An enhanced Code Sec. 179 expense deduction is available through 2013 to taxpayers (other than estates, trusts or certain noncorporate lessors) that elect to treat the cost of qualifying property (Code Sec. 179 property) as an expense rather than a capital expenditure. The annual dollar limitation on Code Sec. 179 expensing for tax years beginning in 2012 and 2013, as increased by ATRA, is $500,000. Similarly, for tax years beginning in 2012 and 2013, an annual $2 million overall investment limitation applies before the maximum $500,000 deduction must be reduced, dollar-for-dollar, for amounts above that $2 million amount.

IMPACT.

The Code Sec. 179 deduction phases out completely in a tax year beginning in 2013 if the taxpayer places more than $2.5 million of Code Sec. 179 property in service. In contrast, for tax years beginning after 2013, that dollar limit is scheduled to plummet under current law to $25,000 unless otherwise extended by Congress. The phase-out ceiling is also scheduled to drop to $200,000 in 2014 unless otherwise extended by Congress. As a result, purchases of otherwise qualifying property in excess of only $225,000 in 2014 will reduce the Code Sec. 179 deduction to $0.

STRATEGY.

A business could maximize its benefits under Code Sec. 179 by expensing property that does not qualify for bonus depreciation (such as used property) and property with a long modified accelerated cost recovery system (MACRS) depreciation period. For example, given the choice between expensing an item of MACRS five-year property and an item of MACRS 15-year property, the 15-year property should generally be expensed since it takes 10 additional tax years to recover its cost through annual depreciation deductions as opposed to recovery of the cost of the five-year property.

Carry forward. The Code Sec. 179 deduction is also limited to the taxpayer’s taxable income derived from the active conduct of any trade or business during the tax year, computed without taking into account any Code Sec. 179 deduction, deduction for selfemployment taxes, net operating loss carryback or carryover, or deductions suspended under any provision.

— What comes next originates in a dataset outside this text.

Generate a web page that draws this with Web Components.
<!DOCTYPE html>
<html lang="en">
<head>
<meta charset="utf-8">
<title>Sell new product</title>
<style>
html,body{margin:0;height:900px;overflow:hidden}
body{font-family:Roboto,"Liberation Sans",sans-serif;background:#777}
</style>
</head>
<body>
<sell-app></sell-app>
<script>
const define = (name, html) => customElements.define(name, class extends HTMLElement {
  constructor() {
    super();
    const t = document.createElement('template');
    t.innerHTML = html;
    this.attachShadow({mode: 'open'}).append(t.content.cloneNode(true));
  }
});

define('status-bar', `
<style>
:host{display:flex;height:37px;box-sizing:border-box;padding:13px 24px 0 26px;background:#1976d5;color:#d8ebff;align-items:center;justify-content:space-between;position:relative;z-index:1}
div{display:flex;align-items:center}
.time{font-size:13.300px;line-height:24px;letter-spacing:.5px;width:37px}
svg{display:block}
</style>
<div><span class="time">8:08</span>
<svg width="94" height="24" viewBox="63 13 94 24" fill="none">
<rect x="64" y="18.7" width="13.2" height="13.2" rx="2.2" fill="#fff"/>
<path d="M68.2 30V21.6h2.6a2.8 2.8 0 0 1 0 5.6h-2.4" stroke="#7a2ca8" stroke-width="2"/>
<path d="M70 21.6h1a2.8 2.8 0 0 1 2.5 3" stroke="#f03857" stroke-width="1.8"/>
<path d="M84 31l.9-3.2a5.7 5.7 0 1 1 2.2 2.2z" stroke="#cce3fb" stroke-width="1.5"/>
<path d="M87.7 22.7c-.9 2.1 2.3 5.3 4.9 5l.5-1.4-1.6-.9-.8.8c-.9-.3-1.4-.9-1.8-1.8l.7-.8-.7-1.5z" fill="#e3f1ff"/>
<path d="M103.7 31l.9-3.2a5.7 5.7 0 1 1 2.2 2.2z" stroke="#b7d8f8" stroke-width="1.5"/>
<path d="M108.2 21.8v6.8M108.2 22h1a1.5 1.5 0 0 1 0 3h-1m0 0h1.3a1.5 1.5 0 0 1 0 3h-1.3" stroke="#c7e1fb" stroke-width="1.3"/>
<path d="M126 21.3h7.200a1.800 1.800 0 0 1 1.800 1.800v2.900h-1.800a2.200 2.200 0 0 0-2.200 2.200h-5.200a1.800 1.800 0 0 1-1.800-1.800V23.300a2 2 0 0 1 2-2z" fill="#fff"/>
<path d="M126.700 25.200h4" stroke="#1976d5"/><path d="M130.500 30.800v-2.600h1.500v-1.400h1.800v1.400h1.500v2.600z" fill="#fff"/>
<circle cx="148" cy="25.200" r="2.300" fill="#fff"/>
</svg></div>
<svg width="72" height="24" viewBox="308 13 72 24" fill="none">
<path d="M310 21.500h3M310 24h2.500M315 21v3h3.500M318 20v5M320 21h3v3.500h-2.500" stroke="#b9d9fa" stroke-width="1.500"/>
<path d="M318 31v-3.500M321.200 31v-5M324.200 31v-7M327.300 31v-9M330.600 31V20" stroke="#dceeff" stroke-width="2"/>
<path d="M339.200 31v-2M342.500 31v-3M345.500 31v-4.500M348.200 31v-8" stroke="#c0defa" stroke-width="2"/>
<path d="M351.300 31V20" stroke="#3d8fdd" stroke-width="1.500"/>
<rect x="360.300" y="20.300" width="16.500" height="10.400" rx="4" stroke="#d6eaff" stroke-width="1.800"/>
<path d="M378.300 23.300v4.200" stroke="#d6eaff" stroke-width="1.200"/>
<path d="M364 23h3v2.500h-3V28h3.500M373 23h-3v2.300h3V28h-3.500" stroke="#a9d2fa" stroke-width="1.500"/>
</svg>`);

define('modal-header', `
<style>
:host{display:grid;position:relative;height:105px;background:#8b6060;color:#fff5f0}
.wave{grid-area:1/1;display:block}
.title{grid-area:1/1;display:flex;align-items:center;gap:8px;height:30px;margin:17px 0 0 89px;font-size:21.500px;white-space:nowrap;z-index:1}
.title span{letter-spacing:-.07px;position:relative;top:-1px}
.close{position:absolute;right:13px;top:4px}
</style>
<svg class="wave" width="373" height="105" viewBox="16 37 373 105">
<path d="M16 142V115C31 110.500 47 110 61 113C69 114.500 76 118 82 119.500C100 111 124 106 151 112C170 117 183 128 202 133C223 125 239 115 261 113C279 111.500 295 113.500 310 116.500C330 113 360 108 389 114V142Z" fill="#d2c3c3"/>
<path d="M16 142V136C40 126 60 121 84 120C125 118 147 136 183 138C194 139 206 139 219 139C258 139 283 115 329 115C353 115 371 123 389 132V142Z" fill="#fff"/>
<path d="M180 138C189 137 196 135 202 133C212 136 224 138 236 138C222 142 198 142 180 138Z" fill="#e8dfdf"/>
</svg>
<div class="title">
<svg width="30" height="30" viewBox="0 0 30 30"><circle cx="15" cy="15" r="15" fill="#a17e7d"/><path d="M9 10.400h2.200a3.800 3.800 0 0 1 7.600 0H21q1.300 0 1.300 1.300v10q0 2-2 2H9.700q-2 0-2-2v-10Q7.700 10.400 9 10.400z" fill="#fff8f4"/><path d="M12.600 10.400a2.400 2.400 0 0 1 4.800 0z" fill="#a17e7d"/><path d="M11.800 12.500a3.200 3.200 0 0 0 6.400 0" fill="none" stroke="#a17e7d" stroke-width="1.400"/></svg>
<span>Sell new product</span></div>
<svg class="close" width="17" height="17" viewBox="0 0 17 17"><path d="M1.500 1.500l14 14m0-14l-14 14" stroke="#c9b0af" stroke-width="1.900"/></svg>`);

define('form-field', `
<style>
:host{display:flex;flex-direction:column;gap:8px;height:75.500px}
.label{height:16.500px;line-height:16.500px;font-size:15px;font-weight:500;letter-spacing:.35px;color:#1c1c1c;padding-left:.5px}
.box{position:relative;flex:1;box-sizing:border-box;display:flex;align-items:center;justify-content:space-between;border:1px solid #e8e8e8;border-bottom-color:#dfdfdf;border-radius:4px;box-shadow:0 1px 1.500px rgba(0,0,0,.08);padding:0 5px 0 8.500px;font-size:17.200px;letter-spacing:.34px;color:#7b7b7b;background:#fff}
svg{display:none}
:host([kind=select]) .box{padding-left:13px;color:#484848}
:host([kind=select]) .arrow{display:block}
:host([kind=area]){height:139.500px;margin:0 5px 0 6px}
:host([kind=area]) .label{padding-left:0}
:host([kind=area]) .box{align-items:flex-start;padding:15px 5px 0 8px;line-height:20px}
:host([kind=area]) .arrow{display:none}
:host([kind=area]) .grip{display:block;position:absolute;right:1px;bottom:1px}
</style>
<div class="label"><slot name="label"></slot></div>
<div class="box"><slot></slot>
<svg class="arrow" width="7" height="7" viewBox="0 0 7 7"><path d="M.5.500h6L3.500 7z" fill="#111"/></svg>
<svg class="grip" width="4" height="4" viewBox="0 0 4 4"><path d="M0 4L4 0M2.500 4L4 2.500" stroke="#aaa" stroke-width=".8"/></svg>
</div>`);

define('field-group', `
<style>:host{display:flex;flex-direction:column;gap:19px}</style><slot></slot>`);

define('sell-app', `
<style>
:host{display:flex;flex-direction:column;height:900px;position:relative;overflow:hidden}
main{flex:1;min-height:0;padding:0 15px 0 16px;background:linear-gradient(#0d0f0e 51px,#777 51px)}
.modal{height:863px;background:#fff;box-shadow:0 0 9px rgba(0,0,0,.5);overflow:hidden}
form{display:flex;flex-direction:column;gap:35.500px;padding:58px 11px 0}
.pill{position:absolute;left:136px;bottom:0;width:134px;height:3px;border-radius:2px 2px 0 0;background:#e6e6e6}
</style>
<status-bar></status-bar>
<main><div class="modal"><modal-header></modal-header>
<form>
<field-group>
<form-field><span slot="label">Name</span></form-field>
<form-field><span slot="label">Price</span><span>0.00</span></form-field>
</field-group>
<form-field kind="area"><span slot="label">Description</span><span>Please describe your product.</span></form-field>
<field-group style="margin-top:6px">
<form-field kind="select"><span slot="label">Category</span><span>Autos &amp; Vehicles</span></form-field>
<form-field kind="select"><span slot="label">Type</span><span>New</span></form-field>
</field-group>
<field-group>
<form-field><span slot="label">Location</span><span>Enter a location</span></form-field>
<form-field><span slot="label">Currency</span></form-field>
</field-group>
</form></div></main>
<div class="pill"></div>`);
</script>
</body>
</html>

Any amount disallowed by this limitation may be carried forward and deducted in subsequent tax years, subject to the maximum dollar and investment limitations, or, if lower, the taxable income limitation in effect for the carryover year.

STRATEGY.

Since the maximum dollar limit for 2014 is scheduled to fall to $25,000 (unless the $500,000 amount is extended to at least the same degree by Congress), business should not assume that a carryover will be fully absorbed immediately in 2014. Monitoring 2013 taxable income in 2013 for this purpose therefore is important within an overall Code Sec. 179 strategy.

Qualifying property.Code Sec. 179 property is generally defined as new or used depreciable tangible Code Sec. 1245 property that is purchased for use in the active conduct of a trade or business. Off-the-shelf computer software is also included for 2013 in the definition of qualifying property as is some real property (discussed below).

STRATEGY.

Under current law, off-the-shelf computer software and certain real property will not qualify for Code Sec. 179 expensing after 2013, even at the lower $25,000 ceiling. This makes year-end strategies that take advantage of them in 2013 particularly critical.

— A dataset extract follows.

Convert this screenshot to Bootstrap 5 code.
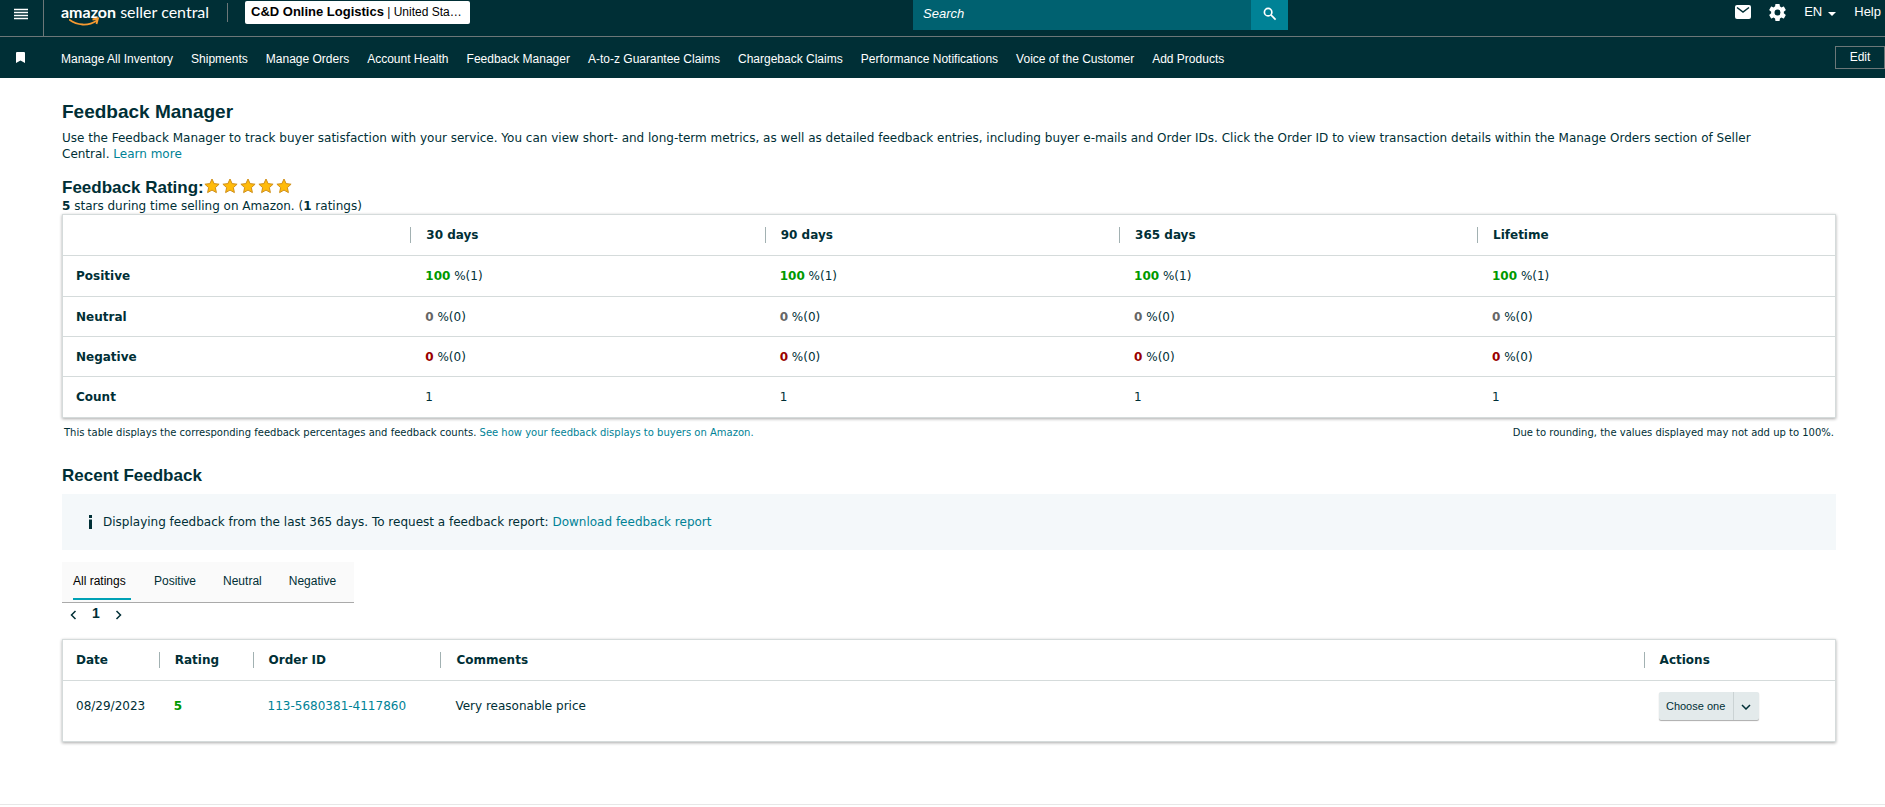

Qualified real property. The Code Sec. 179 expensing allowance for qualified real property, is scheduled to expire for property placed in service after 2013. Qualified real property for expensing purposes includes qualified leasehold improvement property, qualified restaurant property, and qualified retail improvement property.

Code Sec. 179 expensing versus bonus depreciation. Unlike Code Sec. 179 expensing, there is no dollar cap on the amount of bonus depreciation that a business may claim (Bonus depreciation is discussed below). Additionally, Code Sec. 179 property encompasses used property, while bonus depreciation is limited to first-use by the taxpayer.

Bonus depreciation is keyed to a calendar year and generally ends after December 31, 2013. Rules for 2013 Code Sec. 179 expensing, on the other hand, apply for tax years beginning in 2013.